Below is a listing. Gather each line of it that contains "React".

Recorded information.
____________________

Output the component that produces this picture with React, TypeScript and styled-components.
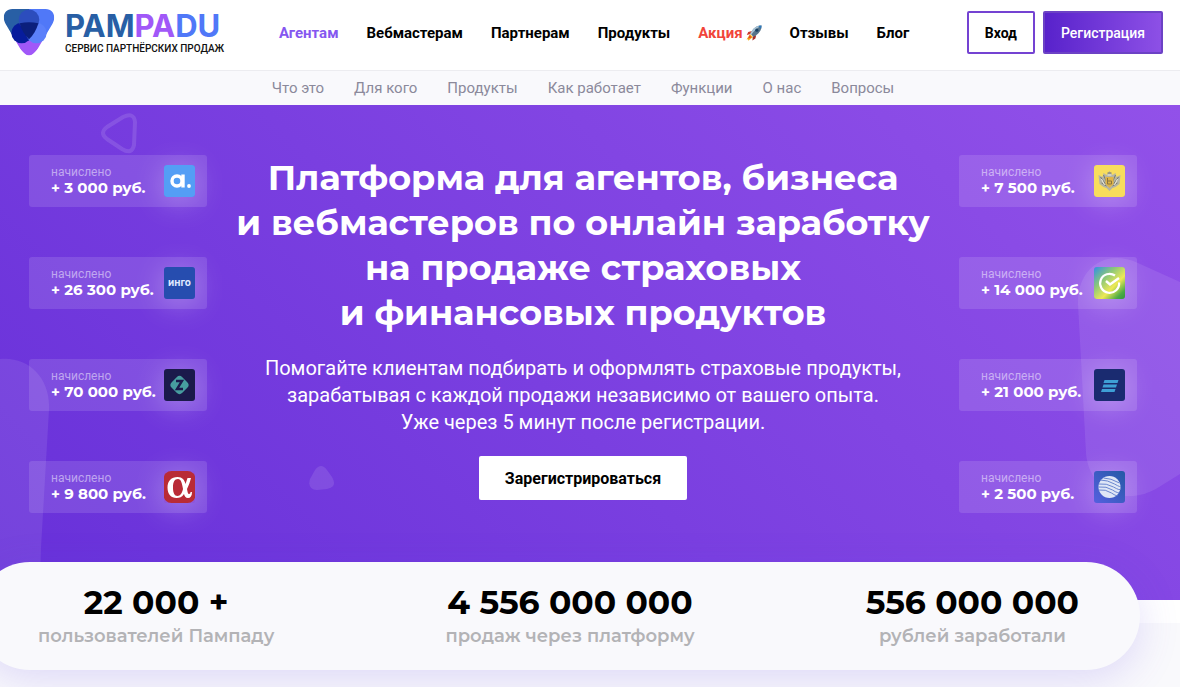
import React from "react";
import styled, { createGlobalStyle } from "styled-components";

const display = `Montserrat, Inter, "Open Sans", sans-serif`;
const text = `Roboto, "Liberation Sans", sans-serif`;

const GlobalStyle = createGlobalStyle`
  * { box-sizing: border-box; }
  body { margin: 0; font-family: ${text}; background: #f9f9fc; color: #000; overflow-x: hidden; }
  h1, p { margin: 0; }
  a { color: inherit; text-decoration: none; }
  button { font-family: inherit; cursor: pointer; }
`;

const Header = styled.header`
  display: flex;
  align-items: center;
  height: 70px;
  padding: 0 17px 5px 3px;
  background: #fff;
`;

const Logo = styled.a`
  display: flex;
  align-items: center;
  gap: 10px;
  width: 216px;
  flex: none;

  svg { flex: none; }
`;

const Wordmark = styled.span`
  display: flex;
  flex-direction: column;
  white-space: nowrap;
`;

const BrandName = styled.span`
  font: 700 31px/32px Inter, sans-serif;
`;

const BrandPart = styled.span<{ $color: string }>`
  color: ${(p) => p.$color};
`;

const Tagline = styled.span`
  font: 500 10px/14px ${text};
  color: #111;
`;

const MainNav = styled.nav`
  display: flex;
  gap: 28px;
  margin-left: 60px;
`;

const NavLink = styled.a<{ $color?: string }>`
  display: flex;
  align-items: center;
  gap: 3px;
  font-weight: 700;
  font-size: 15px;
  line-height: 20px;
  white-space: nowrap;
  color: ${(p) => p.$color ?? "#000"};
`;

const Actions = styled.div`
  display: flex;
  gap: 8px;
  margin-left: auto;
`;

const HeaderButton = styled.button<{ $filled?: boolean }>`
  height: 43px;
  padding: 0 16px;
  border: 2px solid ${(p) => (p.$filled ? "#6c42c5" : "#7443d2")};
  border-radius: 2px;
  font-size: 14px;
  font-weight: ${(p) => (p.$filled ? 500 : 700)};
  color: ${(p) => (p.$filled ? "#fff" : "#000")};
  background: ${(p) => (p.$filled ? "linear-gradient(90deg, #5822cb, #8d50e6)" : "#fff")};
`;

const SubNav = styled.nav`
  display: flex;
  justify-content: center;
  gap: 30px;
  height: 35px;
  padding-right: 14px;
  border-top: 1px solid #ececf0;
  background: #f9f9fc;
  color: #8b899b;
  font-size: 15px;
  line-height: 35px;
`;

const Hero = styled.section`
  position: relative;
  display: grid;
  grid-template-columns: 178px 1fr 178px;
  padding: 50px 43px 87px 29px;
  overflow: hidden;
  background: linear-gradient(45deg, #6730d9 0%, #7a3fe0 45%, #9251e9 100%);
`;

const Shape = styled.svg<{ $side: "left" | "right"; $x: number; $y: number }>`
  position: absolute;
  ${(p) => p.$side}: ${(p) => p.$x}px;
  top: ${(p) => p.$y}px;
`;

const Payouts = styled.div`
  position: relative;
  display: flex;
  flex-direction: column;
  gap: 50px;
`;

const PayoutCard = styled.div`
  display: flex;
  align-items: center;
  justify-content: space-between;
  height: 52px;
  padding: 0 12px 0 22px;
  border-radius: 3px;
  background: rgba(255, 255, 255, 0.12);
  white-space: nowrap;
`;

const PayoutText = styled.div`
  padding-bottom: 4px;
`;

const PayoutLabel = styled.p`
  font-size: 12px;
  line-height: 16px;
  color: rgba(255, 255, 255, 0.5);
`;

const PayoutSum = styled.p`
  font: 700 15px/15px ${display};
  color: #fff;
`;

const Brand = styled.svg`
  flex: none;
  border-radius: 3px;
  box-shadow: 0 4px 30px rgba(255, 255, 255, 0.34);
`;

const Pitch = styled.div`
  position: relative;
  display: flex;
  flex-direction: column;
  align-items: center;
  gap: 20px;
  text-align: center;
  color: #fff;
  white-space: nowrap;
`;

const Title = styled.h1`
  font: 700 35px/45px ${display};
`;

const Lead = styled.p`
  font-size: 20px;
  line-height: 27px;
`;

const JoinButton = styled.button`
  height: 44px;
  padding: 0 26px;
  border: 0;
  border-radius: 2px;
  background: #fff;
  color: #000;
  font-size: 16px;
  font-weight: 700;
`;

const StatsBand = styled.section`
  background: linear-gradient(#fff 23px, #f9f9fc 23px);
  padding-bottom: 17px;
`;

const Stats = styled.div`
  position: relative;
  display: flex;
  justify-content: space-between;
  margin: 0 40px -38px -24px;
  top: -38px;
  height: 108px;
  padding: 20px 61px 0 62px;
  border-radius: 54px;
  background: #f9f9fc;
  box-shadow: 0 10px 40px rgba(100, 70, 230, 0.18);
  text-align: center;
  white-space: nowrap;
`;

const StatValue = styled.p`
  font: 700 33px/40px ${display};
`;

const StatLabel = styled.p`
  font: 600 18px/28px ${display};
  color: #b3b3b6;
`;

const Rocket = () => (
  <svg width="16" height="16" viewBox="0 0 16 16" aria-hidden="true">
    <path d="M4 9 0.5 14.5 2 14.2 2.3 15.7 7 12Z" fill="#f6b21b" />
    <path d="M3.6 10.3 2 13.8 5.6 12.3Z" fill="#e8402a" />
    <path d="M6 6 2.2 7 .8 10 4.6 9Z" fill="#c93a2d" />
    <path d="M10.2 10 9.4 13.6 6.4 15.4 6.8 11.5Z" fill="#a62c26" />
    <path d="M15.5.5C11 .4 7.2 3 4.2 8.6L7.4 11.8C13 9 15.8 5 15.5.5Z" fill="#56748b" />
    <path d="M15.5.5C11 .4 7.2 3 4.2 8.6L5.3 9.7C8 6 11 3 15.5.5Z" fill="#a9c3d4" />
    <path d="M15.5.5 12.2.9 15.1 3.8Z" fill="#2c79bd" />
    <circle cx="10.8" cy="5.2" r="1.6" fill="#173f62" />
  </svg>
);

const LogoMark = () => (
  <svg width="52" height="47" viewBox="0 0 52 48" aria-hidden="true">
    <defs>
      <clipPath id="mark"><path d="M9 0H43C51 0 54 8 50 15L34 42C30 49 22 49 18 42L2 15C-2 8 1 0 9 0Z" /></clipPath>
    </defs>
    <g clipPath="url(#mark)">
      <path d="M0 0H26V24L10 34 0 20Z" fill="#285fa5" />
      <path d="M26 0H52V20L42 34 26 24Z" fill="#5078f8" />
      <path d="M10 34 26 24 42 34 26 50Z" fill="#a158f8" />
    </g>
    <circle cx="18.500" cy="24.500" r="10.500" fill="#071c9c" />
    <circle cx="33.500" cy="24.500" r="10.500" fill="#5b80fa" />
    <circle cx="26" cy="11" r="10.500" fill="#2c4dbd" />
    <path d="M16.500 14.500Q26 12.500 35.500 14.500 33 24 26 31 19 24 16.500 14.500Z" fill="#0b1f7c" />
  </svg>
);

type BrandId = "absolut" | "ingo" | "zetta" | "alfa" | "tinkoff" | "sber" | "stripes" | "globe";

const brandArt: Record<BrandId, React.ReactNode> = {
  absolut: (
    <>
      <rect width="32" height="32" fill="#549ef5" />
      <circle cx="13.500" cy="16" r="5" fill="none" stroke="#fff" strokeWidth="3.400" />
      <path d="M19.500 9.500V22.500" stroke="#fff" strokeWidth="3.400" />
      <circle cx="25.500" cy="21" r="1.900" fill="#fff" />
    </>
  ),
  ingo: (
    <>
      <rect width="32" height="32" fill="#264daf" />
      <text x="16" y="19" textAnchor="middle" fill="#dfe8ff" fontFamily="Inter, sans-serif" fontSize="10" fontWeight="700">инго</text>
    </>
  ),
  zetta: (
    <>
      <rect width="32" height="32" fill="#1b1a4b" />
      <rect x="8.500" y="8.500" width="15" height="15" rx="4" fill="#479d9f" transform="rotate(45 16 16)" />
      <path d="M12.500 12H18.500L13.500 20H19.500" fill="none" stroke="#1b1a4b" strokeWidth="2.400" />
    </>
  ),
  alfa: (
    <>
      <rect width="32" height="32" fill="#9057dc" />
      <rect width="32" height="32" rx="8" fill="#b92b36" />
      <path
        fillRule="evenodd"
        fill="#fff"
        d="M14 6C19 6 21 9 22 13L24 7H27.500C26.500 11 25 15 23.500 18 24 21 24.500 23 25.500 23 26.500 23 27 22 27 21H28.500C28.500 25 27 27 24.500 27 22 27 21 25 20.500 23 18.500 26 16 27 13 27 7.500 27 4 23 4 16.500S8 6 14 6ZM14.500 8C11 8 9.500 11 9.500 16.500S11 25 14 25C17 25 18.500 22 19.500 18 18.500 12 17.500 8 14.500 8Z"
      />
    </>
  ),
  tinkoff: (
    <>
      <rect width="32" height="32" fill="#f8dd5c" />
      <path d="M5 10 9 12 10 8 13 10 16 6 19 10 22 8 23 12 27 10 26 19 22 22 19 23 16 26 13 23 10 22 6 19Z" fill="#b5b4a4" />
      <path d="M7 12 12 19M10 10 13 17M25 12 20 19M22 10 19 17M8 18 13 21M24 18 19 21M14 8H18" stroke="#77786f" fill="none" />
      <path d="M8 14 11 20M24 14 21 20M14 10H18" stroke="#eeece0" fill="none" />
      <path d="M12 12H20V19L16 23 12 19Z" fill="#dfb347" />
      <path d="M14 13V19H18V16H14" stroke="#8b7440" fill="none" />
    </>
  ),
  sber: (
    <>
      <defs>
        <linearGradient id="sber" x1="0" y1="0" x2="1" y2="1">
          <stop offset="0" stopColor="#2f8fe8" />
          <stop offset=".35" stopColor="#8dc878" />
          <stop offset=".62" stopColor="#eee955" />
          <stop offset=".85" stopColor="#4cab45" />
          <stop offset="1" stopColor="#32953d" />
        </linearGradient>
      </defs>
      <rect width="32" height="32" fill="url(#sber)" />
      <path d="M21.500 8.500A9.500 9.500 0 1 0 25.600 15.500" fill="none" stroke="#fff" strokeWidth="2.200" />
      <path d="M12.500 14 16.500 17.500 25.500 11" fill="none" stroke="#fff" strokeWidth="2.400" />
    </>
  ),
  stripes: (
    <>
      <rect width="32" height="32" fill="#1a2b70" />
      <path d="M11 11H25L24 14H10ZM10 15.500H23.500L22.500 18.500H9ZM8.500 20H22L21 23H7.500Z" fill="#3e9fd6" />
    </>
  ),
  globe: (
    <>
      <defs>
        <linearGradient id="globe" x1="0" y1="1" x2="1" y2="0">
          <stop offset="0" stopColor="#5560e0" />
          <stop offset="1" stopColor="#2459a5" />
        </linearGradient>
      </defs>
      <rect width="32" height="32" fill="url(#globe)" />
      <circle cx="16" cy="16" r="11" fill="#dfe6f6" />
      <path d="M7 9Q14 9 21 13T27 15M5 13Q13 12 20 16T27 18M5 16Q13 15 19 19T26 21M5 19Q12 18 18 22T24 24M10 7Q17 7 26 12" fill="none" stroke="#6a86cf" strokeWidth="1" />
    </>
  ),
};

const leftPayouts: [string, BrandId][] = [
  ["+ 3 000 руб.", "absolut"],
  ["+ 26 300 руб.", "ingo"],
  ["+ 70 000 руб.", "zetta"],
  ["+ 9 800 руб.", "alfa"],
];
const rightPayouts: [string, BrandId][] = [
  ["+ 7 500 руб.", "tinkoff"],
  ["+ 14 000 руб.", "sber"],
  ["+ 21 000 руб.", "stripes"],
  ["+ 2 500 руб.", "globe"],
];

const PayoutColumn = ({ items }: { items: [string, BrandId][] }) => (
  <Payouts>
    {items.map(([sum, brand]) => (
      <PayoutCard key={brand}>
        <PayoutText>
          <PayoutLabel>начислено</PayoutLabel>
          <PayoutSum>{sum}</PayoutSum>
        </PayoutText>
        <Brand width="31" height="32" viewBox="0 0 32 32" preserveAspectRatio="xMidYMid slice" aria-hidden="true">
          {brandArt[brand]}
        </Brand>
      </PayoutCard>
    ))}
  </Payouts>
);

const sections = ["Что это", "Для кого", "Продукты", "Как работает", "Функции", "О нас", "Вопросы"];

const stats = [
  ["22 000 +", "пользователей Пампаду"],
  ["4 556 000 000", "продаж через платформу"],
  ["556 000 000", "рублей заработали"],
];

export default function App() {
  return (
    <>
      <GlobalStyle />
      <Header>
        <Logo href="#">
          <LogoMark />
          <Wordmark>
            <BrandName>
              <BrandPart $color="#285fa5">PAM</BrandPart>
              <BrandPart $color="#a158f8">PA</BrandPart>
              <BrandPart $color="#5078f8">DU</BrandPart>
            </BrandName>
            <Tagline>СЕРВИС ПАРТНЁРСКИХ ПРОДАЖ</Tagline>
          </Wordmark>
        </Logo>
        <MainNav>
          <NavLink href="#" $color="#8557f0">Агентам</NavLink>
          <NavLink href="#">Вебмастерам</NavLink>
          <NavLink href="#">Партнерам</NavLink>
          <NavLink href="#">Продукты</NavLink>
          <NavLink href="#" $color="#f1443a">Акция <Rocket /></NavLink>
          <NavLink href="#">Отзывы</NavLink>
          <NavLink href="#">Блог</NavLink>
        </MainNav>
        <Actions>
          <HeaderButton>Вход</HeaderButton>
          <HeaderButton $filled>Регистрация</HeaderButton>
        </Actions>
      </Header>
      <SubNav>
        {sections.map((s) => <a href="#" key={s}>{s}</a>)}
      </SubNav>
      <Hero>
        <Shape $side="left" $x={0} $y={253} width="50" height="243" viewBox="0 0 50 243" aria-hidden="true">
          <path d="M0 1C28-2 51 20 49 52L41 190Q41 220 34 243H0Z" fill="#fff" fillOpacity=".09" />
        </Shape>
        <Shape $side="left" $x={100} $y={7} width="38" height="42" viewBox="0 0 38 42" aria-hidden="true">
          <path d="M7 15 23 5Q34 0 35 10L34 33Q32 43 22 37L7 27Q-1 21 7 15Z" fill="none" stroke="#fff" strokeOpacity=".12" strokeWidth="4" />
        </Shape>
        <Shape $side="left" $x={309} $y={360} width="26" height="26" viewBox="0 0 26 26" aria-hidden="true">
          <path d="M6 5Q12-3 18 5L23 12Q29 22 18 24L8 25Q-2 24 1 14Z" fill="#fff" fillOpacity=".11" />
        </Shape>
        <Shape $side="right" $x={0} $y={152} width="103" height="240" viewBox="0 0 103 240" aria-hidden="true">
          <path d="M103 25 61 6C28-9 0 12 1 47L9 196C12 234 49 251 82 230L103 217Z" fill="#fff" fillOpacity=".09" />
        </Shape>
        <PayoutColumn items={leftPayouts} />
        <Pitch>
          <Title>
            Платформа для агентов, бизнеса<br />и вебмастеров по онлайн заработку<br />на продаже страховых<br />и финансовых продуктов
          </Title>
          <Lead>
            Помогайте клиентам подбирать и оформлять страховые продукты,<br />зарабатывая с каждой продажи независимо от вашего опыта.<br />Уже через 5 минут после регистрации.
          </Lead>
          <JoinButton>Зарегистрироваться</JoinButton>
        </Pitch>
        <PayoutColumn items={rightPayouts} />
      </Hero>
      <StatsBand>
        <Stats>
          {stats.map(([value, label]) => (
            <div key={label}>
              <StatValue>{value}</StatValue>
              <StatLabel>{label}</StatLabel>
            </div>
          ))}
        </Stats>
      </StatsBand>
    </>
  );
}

____________________

Response to this exercise.
Output the component that produces this picture with React, TypeScript and styled-components.
import React from "react";
const brandArt: Record<BrandId, React.ReactNode> = {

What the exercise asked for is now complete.